The topics of self-care and being a “friend to yourself” were hitting a peak around the time I was leaving high school for college. One of my first-year mandatory seminars was about the importance of mental health, accessing school therapists, and building a network of trusted peers and adults to count on. It all seemed trivial to me, someone who had yet to struggle with the darkness that my mind could conjure to torture me.
In retrospect, maybe I should’ve paid better attention. That same year, I experienced several depressive episodes and my first panic attack. I felt completely unable to control where my mind was headed. Being away for college, I was the furthest from family, and all of my creature comforts for the very first time. In retrospect, I was so poorly prepared for those first few months. I simply couldn’t understand what was wrong with me. Others were going to freshman mixers and socializing and settling into classes, and I was floating through a haze that only I could see.
Fortunately, my hall advisor in my first year suggested counseling sessions. I hated the numbness that seemed to permeate everything I did, and I figured I had nothing to lose. I’m proud of that Princy because she steeled herself and had the courage to go in and talk about the vulnerabilities she never thought she’d put on display. Because of her, I’m here, healthier, and thankful. Over time, classes, friendships, work-study, and life just seemed to make more sense to me. I started to enjoy those things that I couldn’t before, and I was just appreciative. I found myself thankful that grass grew in between sidewalk cracks.
Can you imagine? But when you experience depression, you’ll understand the tunnel vision that can sometimes blind you to these things. I was beginning to see the world for its beautiful simplicity. Of course, days where I took 4 steps forward, were followed by ones where I slipped and tumbled 10 steps back. But each day since choosing to fight for my mental health has been easier, and the harder days have become few and far between.
I am writing this post, not to brag about the progress I have made or to be toxically positive. No one wants to hear “You can do it! I did it! Let’s all do it! Everything is just great! Just do it!”. These have simply been some hard lessons that I want to document and have for my little corner of the Internet to feel hope in and for others to use as a resource in their own journey. Hopefully, hearing these things preps you a little more for whatever struggle you are facing or have yet to face.
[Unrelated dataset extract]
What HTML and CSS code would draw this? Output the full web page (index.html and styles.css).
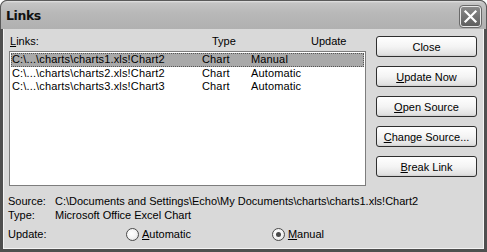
FILE: index.html
```html
<!DOCTYPE html>
<html>
<head>
<meta charset="utf-8">
<link rel="stylesheet" href="styles.css">
</head>
<body>
<div class="window">
  <div class="titlebar">
    <span class="title">Links</span>
    <span class="close-btn">
      <svg width="15" height="15" viewBox="0 0 15 15"><path d="M2.5 2.5 L12.5 12.5 M12.5 2.5 L2.5 12.5" stroke="#fff" stroke-width="2.2" stroke-linecap="square"/></svg>
    </span>
  </div>
  <div class="content">
    <div class="main">
      <div class="left">
        <div class="header">
          <span><u>L</u>inks:</span>
          <span>Type</span>
          <span>Update</span>
        </div>
        <div class="listbox">
          <div class="row selected"><span>C:\...\charts\charts1.xls!Chart2</span><span>Chart</span><span>Manual</span></div>
          <div class="row"><span>C:\...\charts\charts2.xls!Chart2</span><span>Chart</span><span>Automatic</span></div>
          <div class="row"><span>C:\...\charts\charts3.xls!Chart3</span><span>Chart</span><span>Automatic</span></div>
        </div>
      </div>
      <div class="buttons">
        <div class="btn">Close</div>
        <div class="btn"><u>U</u>pdate Now</div>
        <div class="btn"><u>O</u>pen Source</div>
        <div class="btn"><u>C</u>hange Source...</div>
        <div class="btn"><u>B</u>reak Link</div>
      </div>
    </div>
    <div class="info">
      <div class="info-row"><span class="label">Source:</span><span>C:\Documents and Settings\Echo\My Documents\charts\charts1.xls!Chart2</span></div>
      <div class="info-row"><span class="label">Type:</span><span>Microsoft Office Excel Chart</span></div>
      <div class="info-row update-row">
        <span class="label">Update:</span>
        <span class="radio auto"><span class="circle"></span><span><u>A</u>utomatic</span></span>
        <span class="radio manual"><span class="circle checked"></span><span><u>M</u>anual</span></span>
      </div>
    </div>
  </div>
</div>
</body>
</html>
```
FILE: styles.css
```css
* { box-sizing: border-box; }
html, body { margin: 0; padding: 0; background: #fff; }
body {
  font-family: "Liberation Sans", Arial, sans-serif;
  font-size: 11px;
  color: #000;
}
u { text-decoration: underline; text-underline-offset: 1px; }
.window {
  width: 487px;
  height: 252px;
  display: flex;
  flex-direction: column;
  background: #4f4f4f;
  border-radius: 7px 7px 0 0;
  overflow: hidden;
}
.titlebar {
  height: 29px;
  flex: none;
  display: flex;
  align-items: center;
  justify-content: space-between;
  padding: 0 5px 0 5px;
  background: linear-gradient(#e4e4e4 0px, #c4c4c4 2px, #b9b9b9 40%, #b0b0b0 100%);
  border: 1px solid #5a5a5a;
  border-bottom: none;
  border-radius: 7px 7px 0 0;
}
.title {
  font-family: "DejaVu Sans", sans-serif;
  font-weight: bold;
  font-size: 12.5px;
  letter-spacing: -0.4px;
  color: #111;
  margin-top: 1px;
}
.close-btn {
  width: 21px;
  height: 21px;
  border-radius: 3px;
  border: 1px solid #e8e8e8;
  outline: 1px solid #6a6a6a;
  background: linear-gradient(#8a8a8a, #5e5e5e);
  display: flex;
  align-items: center;
  justify-content: center;
  margin-top: 2px;
}
.content {
  flex: 1;
  margin: 0 3px 3px 3px;
  background: #d9d9d9;
  border: 1px solid #f4f4f4;
  border-top: none;
  display: flex;
  flex-direction: column;
  padding: 6px 0 0 0;
}
.main {
  display: flex;
  gap: 10px;
}
.left {
  width: 362px;
  padding-left: 5px;
}
.header {
  display: grid;
  grid-template-columns: 202px 99px 1fr;
  padding-left: 1px;
  height: 15px;
  line-height: 13px;
}
.listbox {
  margin-top: 1px;
  width: 357px;
  height: 135px;
  background: #fff;
  border: 1px solid #7d7d7d;
  padding: 1px 1px;
}
.row {
  display: grid;
  grid-template-columns: 190px 49px 1fr;
  height: 13px;
  line-height: 13px;
  padding-left: 1px;
  white-space: nowrap;
  letter-spacing: 0.15px;
}
.row.selected {
  background: #a9a9a9;
  outline: 1px dotted #555;
  outline-offset: -1px;
  height: 14px;
}
.buttons {
  display: flex;
  flex-direction: column;
  gap: 9px;
  padding-top: 1px;
}
.btn {
  width: 101px;
  height: 21px;
  border: 1px solid #2f2f2f;
  border-radius: 3px;
  background: linear-gradient(#ffffff 0%, #f4f4f4 50%, #e2e2e2 90%, #cfcfcf 100%);
  display: flex;
  align-items: center;
  justify-content: center;
  white-space: nowrap;
}
.info {
  margin-top: 8px;
  padding-left: 4px;
}
.info-row {
  display: flex;
  height: 14px;
  line-height: 14px;
  white-space: nowrap;
}
.info-row .label { width: 47px; flex: none; }
.update-row {
  margin-top: 4px;
  height: 16px;
  align-items: center;
}
.radio {
  display: flex;
  align-items: center;
  gap: 3px;
}
.radio.auto { margin-left: 71px; }
.radio.manual { margin-left: 81px; }
.circle {
  width: 13px;
  height: 13px;
  border-radius: 50%;
  border: 1px solid #4a4a4a;
  background: radial-gradient(circle at 40% 40%, #ffffff 0%, #f4f4f4 50%, #d4d4d4 100%);
  display: flex;
  align-items: center;
  justify-content: center;
}
.circle.checked::after {
  content: "";
  width: 5px;
  height: 5px;
  border-radius: 50%;
  background: #4a4a4a;
}
```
I want these truths to be transparent and something that will help you to realize there is more to life on the other side of your mental illness.
1. No one can help you until you make a decision that you’re going to fight for yourself. Listen to the voice inside you, the one that wants you to be well.
This can be a hard fact to take in, especially for my early twenties group! This is such a transitionary period. You go from high schooler to adult to college graduate in such quick succession. And no one tells you what it means to be your own motivator. No one is waking you up for school anymore, or taking you to doctor’s appointments. You are expected to be making what seems like life-altering decisions and for me, it was really overwhelming.
I remember calling my mom from school one day and telling her I wanted to come home. I needed a break. And while she didn’t encourage dropping out of school, she was receptive to the pain and listened to the way that I was feeling. At the end of my rant, she asked me, “Princy, if you could have such an open conversation with me about how you’re feeling, why can’t you extend yourself the same courtesy and be open and honest with your feelings? Listen to yourself and believe what you hear.”
After that, I started listening to myself. I knew that I needed help and to take care of my health. Once you find yourself listening to your needs, you’ll know how to ask for help and seek resources for your mental health. But you have to make the decision to listen to yourself. You have to fight for yourself because no one else can help you do that.
2. Not every “typical” milestone is going to be your goal.
You always hear that after a certain number of therapy sessions or a certain number of support group sessions, you’ll achieve this or that milestone and be making clear, undeniable progress. This is hardly the case and unlike anything I experienced. I didn’t spill my guts in peer groups or in therapy. I didn’t wake up magically cured of my depression one day. When my panic attacks occurred, I felt like I was ruining the progress I had made in trying to improve my mental health. It was really some of the most isolating moments of my life.
My milestones were smaller, personal goals that I relished in accomplishing. Maybe it was making it to breakfast or fitting in a workout. Anything that stopped me from the overwhelming feeling of a racing mind or a depressive state were achievements to me. And eventually, the more of those things that I could accomplish and the more community that I built up, the less I felt pulled into those overwhelming thoughts. My goals were tailor-made to those things I knew I could accomplish. Progressively overloading those accomplishments helped me to pave a path to my mental wellness.
3. Everything will always be alright in the end, and if it isn’t, it’s not the end.
Read that again! I heard this quote the other day and did a double-take. I felt it summed up some of the things I had to learn by living through the dark depression. In the thick of it, nothing feels like it will ever be good again. And I completely understand that, but it’s a lie. There is always something to live for, something to look forward to, and something to be alive for.
Even if it’s as little as being happy about the grass between the sidewalks, the truth is, that’s enough. Small happiness can compound and be like a seed in your mind when all you want to do is give in to the depression. Even if you can’t see it now, there is an ending where you are healthier, stronger and a better person for having gone through what you’re going through. Keep fighting for that ending because you deserve it.